Vyacheslav Yefimovich Malezhik (Вячесла́в Ефи́мович Малежик; born 17 February 1947 in Moscow, Russia) is a Soviet and Russian singer, poet and composer, Meritorious Artist of Russian Federation (2004). He participated in various musical groups, but became most famous as a solo artist.

== Biography ==
Vyacheslav Milezhik was born on 17 February 1947 in Moscow. Due to father's mistake when registering at the passport office, the surname became Malezhik.

His father, Yefim Ivanovich Milezhik, originally from Poltava, worked as a chauffeur. Her mother, Nina Ivanovna Milezhik, was a mathematics teacher, born in the Tula Oblast.

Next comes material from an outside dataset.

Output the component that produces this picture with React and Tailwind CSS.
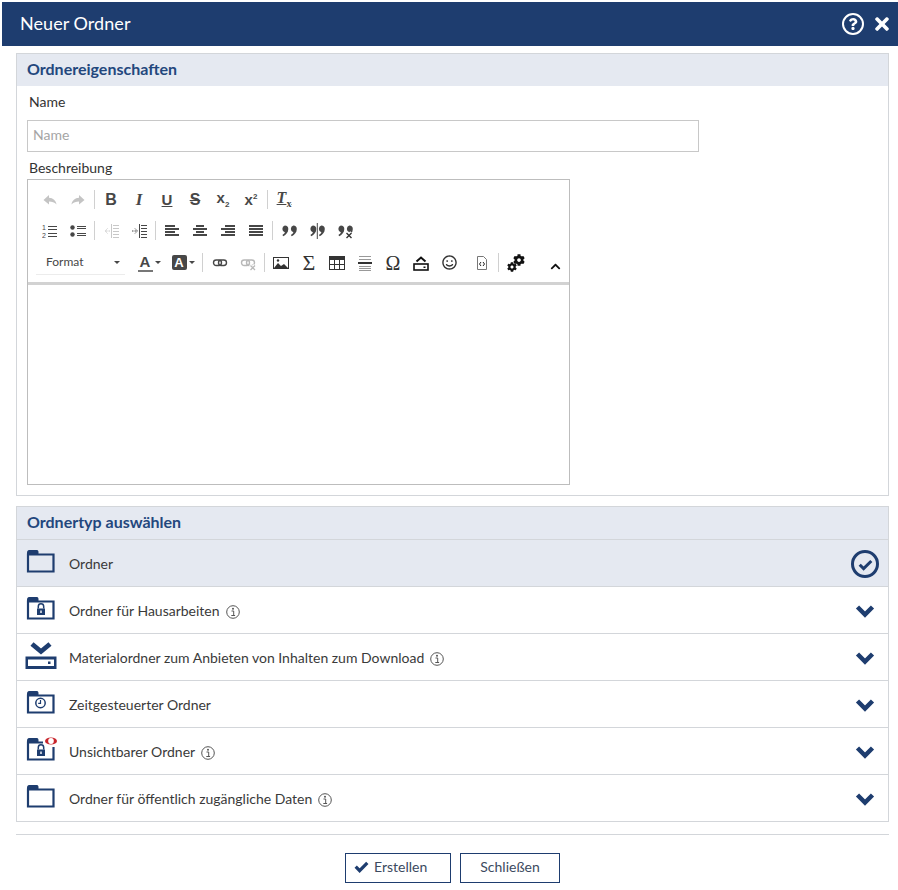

Vyacheslav graduated from the music school in the bayan class. In 1965 he entered MIIT.

== Family ==
Father – Efim Ivanovich Milezhik (born in Poltava), worked as a chauffeur. Mother – Nina Ivanovna Malezhik (born in Tula Oblast), was a mathematics teacher.

Vyacheslav is married to Tatiana Alekseevna Malezhik (born in Donetsk), she is formerly an actress. In 1977, the first son, Nikita, was born. In 1990, the second son, Ivan, was born.